9. In the result, we concur in the decision of the learned Chief Justice and summarily reject the Letters Patent Appeal as also the writ petition. No orders on Civil Application No. 2999 of 1979.
10. In view of the fact that as a result of these proceedings the lease granted in favour of the appellants will forthwith come to an end, some complications are likely to arise. It will be for the petitioner-Panchayat to decide as to how it has to act in accordance with law in order to implement the decision of the revisional authority. The petitioner-Panchayat will legitimately take some time in order to reach such decision. It has been averred in the writ petition filed by the petitioner-Panchayat that it has no agency for collection of octroi. The result would be that though octroi has been levied, it may not be possible to collect the same, once the appellants are ousted forthwith.
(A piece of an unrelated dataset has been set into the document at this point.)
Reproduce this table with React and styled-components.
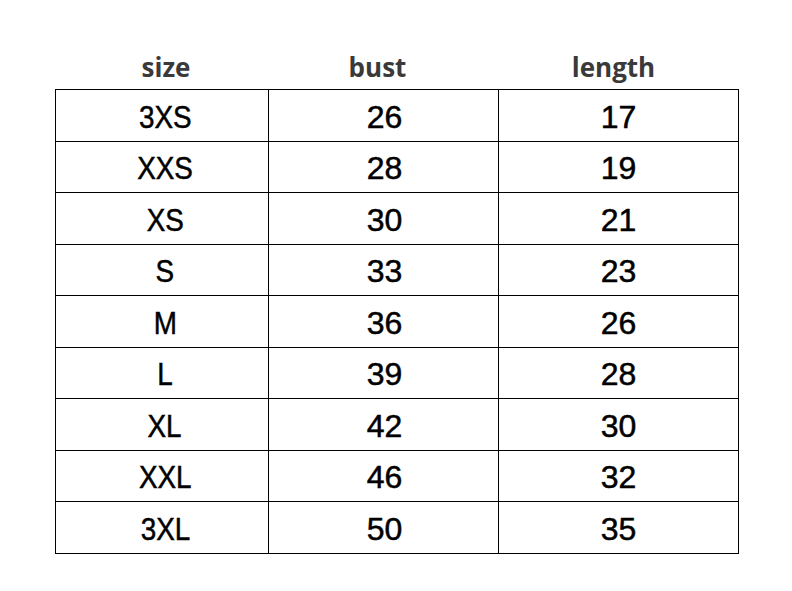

This would result in loss of public revenue and evasion of tax. Such a situation cannot be allowed to prevail. Under such circumstances, we are of the view that till the petitioner-Panchayat takes decision of the revisional authority, the appellants should be allowed to function in accordance with the terms of their contract purely as and by way of a temporary and stop-gap arrangement. The petitioner-Panchayat will take the necessary action within a period of one month from today and the order made herein continuing the arrangement in favour of the appellants will automatically terminate upon the expiry of the period of one month from today. We also wish to make it clear that the claims, if any, of the appellants qua the petitioner-Panchayat as a result of the ultimate outcome of these proceedings and vice-versa, being not the subject matter of the writ petition of the Panchayat and the writ petition out of which the Letters Patent Appeal arose, must not be taken to have been decided herein.